STORED DATA:
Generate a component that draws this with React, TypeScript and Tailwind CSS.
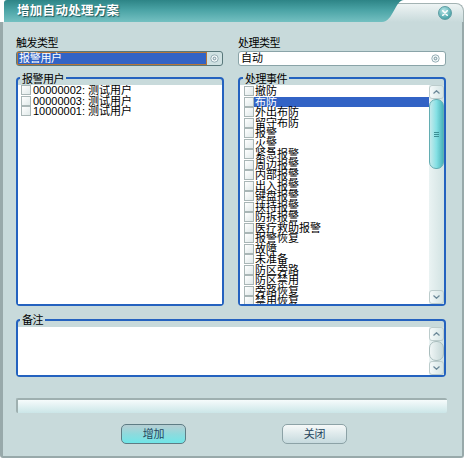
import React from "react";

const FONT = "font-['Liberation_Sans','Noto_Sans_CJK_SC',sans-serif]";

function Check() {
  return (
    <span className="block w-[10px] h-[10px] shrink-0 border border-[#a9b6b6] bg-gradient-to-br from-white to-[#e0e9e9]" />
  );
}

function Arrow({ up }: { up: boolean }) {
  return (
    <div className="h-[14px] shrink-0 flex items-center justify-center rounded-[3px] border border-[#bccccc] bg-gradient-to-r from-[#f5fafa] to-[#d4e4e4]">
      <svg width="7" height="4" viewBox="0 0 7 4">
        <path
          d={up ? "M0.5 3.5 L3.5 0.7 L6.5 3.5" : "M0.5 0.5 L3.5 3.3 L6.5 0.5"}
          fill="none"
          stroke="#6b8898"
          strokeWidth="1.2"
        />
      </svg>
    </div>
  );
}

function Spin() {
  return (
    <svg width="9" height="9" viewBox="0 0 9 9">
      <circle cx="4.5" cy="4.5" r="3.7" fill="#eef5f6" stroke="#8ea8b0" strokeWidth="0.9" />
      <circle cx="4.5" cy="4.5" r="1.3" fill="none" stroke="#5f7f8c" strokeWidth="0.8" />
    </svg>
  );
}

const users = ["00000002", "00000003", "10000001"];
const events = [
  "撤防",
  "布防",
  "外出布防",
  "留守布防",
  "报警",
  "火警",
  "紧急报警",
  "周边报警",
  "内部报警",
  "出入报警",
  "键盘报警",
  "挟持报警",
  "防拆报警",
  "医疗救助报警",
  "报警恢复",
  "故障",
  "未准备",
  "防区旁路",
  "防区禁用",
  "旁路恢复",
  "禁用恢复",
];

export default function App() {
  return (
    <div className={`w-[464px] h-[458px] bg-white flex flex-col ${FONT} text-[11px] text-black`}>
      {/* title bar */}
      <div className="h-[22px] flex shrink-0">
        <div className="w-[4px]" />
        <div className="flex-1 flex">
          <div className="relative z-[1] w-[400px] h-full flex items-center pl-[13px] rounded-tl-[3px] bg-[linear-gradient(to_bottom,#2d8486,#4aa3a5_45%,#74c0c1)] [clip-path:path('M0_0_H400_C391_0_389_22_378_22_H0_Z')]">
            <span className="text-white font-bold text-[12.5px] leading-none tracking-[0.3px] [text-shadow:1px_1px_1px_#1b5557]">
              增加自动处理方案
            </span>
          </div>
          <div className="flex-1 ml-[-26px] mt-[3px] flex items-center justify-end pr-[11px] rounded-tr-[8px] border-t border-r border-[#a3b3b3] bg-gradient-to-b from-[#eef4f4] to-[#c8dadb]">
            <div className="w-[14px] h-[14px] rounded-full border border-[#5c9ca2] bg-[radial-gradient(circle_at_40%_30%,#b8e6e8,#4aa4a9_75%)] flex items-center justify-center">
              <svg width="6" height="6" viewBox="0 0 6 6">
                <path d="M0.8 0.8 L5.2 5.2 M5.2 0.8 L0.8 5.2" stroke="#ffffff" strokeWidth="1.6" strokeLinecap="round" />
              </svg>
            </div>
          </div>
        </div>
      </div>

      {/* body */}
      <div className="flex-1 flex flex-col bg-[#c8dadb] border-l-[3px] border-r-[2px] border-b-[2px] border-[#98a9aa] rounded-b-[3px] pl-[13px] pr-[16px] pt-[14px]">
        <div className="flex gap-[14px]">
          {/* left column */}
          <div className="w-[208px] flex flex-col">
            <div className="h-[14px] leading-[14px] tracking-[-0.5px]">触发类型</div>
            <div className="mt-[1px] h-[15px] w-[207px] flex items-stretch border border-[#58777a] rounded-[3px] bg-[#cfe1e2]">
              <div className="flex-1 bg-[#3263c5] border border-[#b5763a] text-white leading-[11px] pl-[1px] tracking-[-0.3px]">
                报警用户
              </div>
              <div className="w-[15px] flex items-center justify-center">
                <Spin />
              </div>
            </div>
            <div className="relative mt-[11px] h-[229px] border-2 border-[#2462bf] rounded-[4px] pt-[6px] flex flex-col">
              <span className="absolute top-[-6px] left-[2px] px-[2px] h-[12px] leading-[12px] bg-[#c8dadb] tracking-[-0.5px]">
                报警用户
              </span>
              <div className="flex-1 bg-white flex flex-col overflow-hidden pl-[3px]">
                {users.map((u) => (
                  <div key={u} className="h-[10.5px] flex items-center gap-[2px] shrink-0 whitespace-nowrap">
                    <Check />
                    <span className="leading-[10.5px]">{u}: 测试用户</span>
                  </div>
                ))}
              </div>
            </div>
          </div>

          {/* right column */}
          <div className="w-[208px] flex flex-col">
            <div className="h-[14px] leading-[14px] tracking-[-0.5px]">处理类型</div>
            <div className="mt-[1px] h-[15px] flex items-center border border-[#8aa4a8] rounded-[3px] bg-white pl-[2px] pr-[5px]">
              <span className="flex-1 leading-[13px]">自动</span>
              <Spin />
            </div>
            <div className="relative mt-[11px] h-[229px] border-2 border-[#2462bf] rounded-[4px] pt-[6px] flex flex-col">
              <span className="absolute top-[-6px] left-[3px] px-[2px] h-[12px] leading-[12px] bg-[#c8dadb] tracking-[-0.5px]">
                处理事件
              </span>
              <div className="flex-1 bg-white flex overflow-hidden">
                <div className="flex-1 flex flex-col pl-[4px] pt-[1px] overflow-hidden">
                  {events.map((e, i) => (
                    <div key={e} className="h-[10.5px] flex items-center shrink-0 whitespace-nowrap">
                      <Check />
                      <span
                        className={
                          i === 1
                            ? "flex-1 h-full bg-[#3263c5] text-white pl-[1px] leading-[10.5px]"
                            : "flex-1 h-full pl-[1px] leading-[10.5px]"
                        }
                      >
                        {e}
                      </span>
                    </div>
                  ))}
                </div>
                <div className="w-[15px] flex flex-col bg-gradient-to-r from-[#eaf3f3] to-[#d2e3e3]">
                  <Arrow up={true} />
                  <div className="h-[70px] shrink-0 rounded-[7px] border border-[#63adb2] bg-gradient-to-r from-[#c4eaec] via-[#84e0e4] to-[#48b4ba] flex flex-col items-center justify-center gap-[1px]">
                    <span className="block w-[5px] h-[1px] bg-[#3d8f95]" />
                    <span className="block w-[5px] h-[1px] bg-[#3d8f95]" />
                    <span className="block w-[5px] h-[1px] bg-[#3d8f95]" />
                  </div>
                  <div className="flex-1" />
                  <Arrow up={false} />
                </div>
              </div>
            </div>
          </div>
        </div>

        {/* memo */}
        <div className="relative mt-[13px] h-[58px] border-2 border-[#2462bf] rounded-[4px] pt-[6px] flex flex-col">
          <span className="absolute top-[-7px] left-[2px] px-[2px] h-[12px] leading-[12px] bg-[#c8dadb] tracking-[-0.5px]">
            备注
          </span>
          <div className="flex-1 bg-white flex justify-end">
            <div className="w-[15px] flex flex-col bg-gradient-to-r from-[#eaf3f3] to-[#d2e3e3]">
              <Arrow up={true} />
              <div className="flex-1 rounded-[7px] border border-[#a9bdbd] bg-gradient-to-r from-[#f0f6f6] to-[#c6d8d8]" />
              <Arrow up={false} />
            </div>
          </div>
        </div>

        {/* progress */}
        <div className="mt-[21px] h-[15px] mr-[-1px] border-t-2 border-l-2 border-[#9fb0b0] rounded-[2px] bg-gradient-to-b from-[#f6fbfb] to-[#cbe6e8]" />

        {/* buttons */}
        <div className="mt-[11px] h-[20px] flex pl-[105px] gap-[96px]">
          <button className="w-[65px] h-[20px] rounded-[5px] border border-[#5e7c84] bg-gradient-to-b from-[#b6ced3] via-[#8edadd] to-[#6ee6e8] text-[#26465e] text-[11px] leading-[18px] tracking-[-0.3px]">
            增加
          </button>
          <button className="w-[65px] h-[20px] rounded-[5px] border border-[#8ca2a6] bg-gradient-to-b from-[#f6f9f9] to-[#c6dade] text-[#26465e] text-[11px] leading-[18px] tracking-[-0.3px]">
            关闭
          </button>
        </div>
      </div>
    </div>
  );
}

INSTRUCTIONS FOR THE TASK: Find the word "React" and list each line it appears in.

REPLY:
Generate a component that draws this with React, TypeScript and Tailwind CSS.
import React from "react";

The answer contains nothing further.